Which is why it was sort of remarkable the morning I heard the guy next to me say, “What are you doing?”
Engrossed in my Agatha Christie, I forgot myself and looked up at him. He was dressed for the street, a guy in his early twenties, apparently on his way to his job as a killer. The woman next to him was looking at me, too.
“What am I doing?”
He nodded.
“Nothing. Just reading.”
A woman sitting across from me piped in.
“You tore the page right out of that book.”
“She did,” said the guy next to me. The woman sitting next to him continued to stare.
I sat upright a little more and looked around. More people were listening. I looked back at the guy.
“I was done with the page.” I checked to see if I’d dropped it, wondering if I’d been caught littering. I’d meant to stuff it in my pocket, as I usually did. As if littering would suddenly be an issue on the IRT.
A man sitting two people down from the woman across from me said, “You just rip the pages out when you’re done with them?”
“Yes,” I looked around. Half the train car was now engaged. “I change trains on my way to work. This way, I don’t lose my place when I close my book.”
“You should bend over the corner of the page,” said the woman across from me.
“You’re not supposed to do that,” said a teenaged girl a few seats down from her, playing with her hair.
“I do that when I’m still in the middle of it. But when I’m done with both sides of the page, I just get rid of it.”
It was silent except for the rumbling of the train.
“That’s just wrong,” said the guy next to me.

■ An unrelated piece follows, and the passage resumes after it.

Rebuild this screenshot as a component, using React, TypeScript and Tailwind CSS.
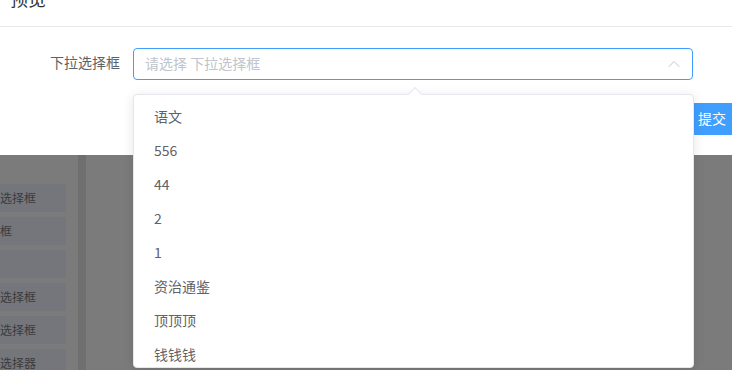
import { ChevronUp } from "lucide-react";

const options = ["语文", "556", "44", "2", "1", "资治通鉴", "顶顶顶", "钱钱钱", "test"];
const sideItems = ["下拉选择框", "文本框", "开关", "多选选择框", "单选选择框", "时间选择器"];

const App = () => {
  return (
    <div
      className="relative w-[732px] h-[370px] overflow-hidden bg-[#7b7b7b] text-[14px] text-[#606266]"
      style={{ fontFamily: '"Noto Sans CJK SC", "Noto Sans", sans-serif' }}
    >
      {/* Dialog */}
      <div className="h-[155px] bg-white flex flex-col">
        <div className="-mt-[16px] pt-[2px] pb-[16px] px-[10px] border-b border-[#e8e8e8]">
          <span className="block leading-[24px] text-[18px] text-[#303133]">预览</span>
        </div>
        <div className="flex items-center mt-[21px] h-[32px]">
          <label className="w-[120px] text-right pb-[3px]">下拉选择框</label>
          <div className="ml-[13px] w-[560px] h-[32px] flex items-center justify-between border border-[#409eff] rounded-[4px] pl-[11px] pr-[8px]">
            <span className="text-[#c0c4cc] pb-[2px]">请选择 下拉选择框</span>
            <ChevronUp size={20} strokeWidth={1.2} className="text-[#c0c4cc]" />
          </div>
        </div>
        <div className="flex pl-[678px] mt-[23px]">
          <button className="h-[32px] px-[20px] pb-[1px] shrink-0 bg-[#409eff] text-white rounded-[4px] whitespace-nowrap">
            提交
          </button>
        </div>
      </div>

      {/* Page behind mask */}
      <div className="flex h-[215px]">
        <div className="w-[66px] pt-[29px] flex flex-col gap-[5px] overflow-hidden">
          {sideItems.map((t) => (
            <div key={t} className="h-[28px] shrink-0 bg-[#75767b] flex items-center text-[12px] text-[#3a3b3e] whitespace-nowrap">
              <span className="-ml-[24px]">{t}</span>
            </div>
          ))}
        </div>
        <div className="ml-[12px] w-[8px] bg-[#6f6f6f]" />
      </div>

      {/* Dropdown */}
      <div className="absolute left-[133px] top-[94px] w-[561px] h-[274px] overflow-visible bg-white border border-[#e4e7ed] rounded-[4px] shadow-[0_2px_12px_rgba(0,0,0,0.1)]">
        <div className="absolute -top-[6px] left-[276px] w-[10px] h-[10px] rotate-45 bg-white border-l border-t border-[#e4e7ed]" />
        <ul className="relative pt-[4px] h-full overflow-hidden">
          {options.map((o) => (
            <li key={o} className="h-[34px] leading-[34px] px-[20px] text-[#606266]">
              {o}
            </li>
          ))}
        </ul>
      </div>
    </div>
  );
};

export default App;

“I got it used,” I said, holding up the paperback and showing it to the train, “It was already falling apart. It was 25¢.”
“Nahhh,” he said. He turned away. I’d never felt so judged. After some communal murmuring at my inherent baseness, the rest of the crowd went back to ignoring me. It had been agreed.
I was the most deranged person on the train.
I was glad they hadn’t found out I sometimes cut books in half, or even thirds if they were too big or heavy to easily carry around. A little duct tape on the binding edge and you looked like a hero saving some well-worn tome, and not some sicko who’d recently taken a kitchen knife to a brand new copy of Trinity by Leon Uris.
Stephen King says books are “a uniquely portable magic." Not at 800 pages, they’re not. Sometimes it just makes sense to cut them up.
Or it did before Kindles and phones made everything magical and portable.
One of my dinner friends sent me this video in response to my tale.
Exactly. I really never use those wedding pearls my mother gave me. Maybe I should start renting them out for clutching.
Morning Teaistisms
It has not been the best winter for various reasons. A friend who herself had a less-than-stellar season sent me this. She really gets it.
Poetry, thy name is tea set.
I'm so glad to hear (1) that you've been an authentic Marjie Alonso since the 1970s, and (2) that you brook no nonsense about books being individual works of art that cannot be compromised.
I agree totally with you: rip them up, read them in nicely portable chunks, make papier mache from them. Use the covers to make junk journals. But don't set them in your personal library where they educate no one else. It's the intellectual's equivalent of mounted heads of hunted animals.
This is great. I get tired of book fetishism.
Years ago I worked for a collection development librarian at a university library. I was the person in charge of the disposition of donated books. It gave me a window into people's behavior, including my own, regarding books. It seems like such a win to people to donate their books to a library. But libraries have curated collections. They don't need someone's old copy of A Million Little Pieces or a whole set of the Darkover novels. So we, like most libraries, took a few into the collection, less than 5%. We threw away the worst stuff and put the stuff in the middle into a book sale. And gave people little charitable contribution letters. and then they would get pissed off when they found out their books went into a sale, even though that was in the letter.
But I do understand the urge of not wanting to *waste* a book. Certainly someone wants it! (I use Bookmooch to get rid of mine.)